## Begin Information shown
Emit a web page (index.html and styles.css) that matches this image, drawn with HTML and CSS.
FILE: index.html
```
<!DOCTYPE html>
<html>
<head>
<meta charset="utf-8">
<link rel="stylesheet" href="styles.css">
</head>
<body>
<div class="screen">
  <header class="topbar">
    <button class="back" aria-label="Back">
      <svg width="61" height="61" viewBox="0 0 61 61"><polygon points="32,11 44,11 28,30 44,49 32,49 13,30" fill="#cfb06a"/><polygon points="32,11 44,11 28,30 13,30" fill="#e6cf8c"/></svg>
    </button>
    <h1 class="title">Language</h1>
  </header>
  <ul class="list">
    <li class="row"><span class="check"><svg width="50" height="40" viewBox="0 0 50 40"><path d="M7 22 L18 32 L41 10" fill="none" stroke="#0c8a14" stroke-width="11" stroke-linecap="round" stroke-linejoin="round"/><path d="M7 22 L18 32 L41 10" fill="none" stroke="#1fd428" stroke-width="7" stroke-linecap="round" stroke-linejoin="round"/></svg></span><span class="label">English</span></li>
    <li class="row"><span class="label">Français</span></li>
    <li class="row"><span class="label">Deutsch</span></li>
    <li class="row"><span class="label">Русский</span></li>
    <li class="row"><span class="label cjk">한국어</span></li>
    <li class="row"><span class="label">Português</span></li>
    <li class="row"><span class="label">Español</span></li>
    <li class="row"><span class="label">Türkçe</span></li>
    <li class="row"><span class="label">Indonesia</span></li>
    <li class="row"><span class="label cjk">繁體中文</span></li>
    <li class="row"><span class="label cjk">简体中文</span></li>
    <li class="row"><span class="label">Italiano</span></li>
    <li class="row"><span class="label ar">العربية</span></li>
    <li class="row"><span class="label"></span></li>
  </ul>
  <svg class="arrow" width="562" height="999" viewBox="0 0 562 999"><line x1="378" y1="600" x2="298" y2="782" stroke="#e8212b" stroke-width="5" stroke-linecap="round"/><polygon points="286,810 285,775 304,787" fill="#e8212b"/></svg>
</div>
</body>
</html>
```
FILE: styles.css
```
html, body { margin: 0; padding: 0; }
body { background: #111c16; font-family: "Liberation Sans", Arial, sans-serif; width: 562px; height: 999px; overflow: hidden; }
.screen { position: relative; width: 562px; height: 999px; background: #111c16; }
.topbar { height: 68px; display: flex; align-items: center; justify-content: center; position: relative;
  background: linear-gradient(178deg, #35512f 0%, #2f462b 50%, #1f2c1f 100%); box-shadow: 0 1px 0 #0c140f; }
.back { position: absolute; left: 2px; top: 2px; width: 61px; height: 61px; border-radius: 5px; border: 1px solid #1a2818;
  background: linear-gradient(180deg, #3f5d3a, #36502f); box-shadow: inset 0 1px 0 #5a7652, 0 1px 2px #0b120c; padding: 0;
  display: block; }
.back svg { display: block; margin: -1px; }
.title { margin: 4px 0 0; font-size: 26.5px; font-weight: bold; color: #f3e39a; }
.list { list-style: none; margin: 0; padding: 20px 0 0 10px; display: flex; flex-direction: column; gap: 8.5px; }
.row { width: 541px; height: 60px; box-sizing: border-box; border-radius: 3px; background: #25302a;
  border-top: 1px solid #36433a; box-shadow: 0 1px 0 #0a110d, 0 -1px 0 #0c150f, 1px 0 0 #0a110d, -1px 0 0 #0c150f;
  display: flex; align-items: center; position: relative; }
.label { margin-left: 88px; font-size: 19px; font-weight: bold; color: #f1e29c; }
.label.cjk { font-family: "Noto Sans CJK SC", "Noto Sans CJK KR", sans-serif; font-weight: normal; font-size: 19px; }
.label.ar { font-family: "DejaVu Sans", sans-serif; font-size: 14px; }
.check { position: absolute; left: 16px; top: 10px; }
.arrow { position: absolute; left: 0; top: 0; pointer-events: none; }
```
## End Information shown
▶ _Set problem_
Make an exact copy of the material above.

▶ _Written solution_
Emit a web page (index.html and styles.css) that matches this image, drawn with HTML and CSS.
FILE: index.html
```
<!DOCTYPE html>
<html>
<head>
<meta charset="utf-8">
<link rel="stylesheet" href="styles.css">
</head>
<body>
<div class="screen">
  <header class="topbar">
    <button class="back" aria-label="Back">
      <svg width="61" height="61" viewBox="0 0 61 61"><polygon points="32,11 44,11 28,30 44,49 32,49 13,30" fill="#cfb06a"/><polygon points="32,11 44,11 28,30 13,30" fill="#e6cf8c"/></svg>
    </button>
    <h1 class="title">Language</h1>
  </header>
  <ul class="list">
    <li class="row"><span class="check"><svg width="50" height="40" viewBox="0 0 50 40"><path d="M7 22 L18 32 L41 10" fill="none" stroke="#0c8a14" stroke-width="11" stroke-linecap="round" stroke-linejoin="round"/><path d="M7 22 L18 32 L41 10" fill="none" stroke="#1fd428" stroke-width="7" stroke-linecap="round" stroke-linejoin="round"/></svg></span><span class="label">English</span></li>
    <li class="row"><span class="label">Français</span></li>
    <li class="row"><span class="label">Deutsch</span></li>
    <li class="row"><span class="label">Русский</span></li>
    <li class="row"><span class="label cjk">한국어</span></li>
    <li class="row"><span class="label">Português</span></li>
    <li class="row"><span class="label">Español</span></li>
    <li class="row"><span class="label">Türkçe</span></li>
    <li class="row"><span class="label">Indonesia</span></li>
    <li class="row"><span class="label cjk">繁體中文</span></li>
    <li class="row"><span class="label cjk">简体中文</span></li>
    <li class="row"><span class="label">Italiano</span></li>
    <li class="row"><span class="label ar">العربية</span></li>
    <li class="row"><span class="label"></span></li>
  </ul>
  <svg class="arrow" width="562" height="999" viewBox="0 0 562 999"><line x1="378" y1="600" x2="298" y2="782" stroke="#e8212b" stroke-width="5" stroke-linecap="round"/><polygon points="286,810 285,775 304,787" fill="#e8212b"/></svg>
</div>
</body>
</html>
```
FILE: styles.css
```
html, body { margin: 0; padding: 0; }
body { background: #111c16; font-family: "Liberation Sans", Arial, sans-serif; width: 562px; height: 999px; overflow: hidden; }
.screen { position: relative; width: 562px; height: 999px; background: #111c16; }
.topbar { height: 68px; display: flex; align-items: center; justify-content: center; position: relative;
  background: linear-gradient(178deg, #35512f 0%, #2f462b 50%, #1f2c1f 100%); box-shadow: 0 1px 0 #0c140f; }
.back { position: absolute; left: 2px; top: 2px; width: 61px; height: 61px; border-radius: 5px; border: 1px solid #1a2818;
  background: linear-gradient(180deg, #3f5d3a, #36502f); box-shadow: inset 0 1px 0 #5a7652, 0 1px 2px #0b120c; padding: 0;
  display: block; }
.back svg { display: block; margin: -1px; }
.title { margin: 4px 0 0; font-size: 26.5px; font-weight: bold; color: #f3e39a; }
.list { list-style: none; margin: 0; padding: 20px 0 0 10px; display: flex; flex-direction: column; gap: 8.5px; }
.row { width: 541px; height: 60px; box-sizing: border-box; border-radius: 3px; background: #25302a;
  border-top: 1px solid #36433a; box-shadow: 0 1px 0 #0a110d, 0 -1px 0 #0c150f, 1px 0 0 #0a110d, -1px 0 0 #0c150f;
  display: flex; align-items: center; position: relative; }
.label { margin-left: 88px; font-size: 19px; font-weight: bold; color: #f1e29c; }
.label.cjk { font-family: "Noto Sans CJK SC", "Noto Sans CJK KR", sans-serif; font-weight: normal; font-size: 19px; }
.label.ar { font-family: "DejaVu Sans", sans-serif; font-size: 14px; }
.check { position: absolute; left: 16px; top: 10px; }
.arrow { position: absolute; left: 0; top: 0; pointer-events: none; }
```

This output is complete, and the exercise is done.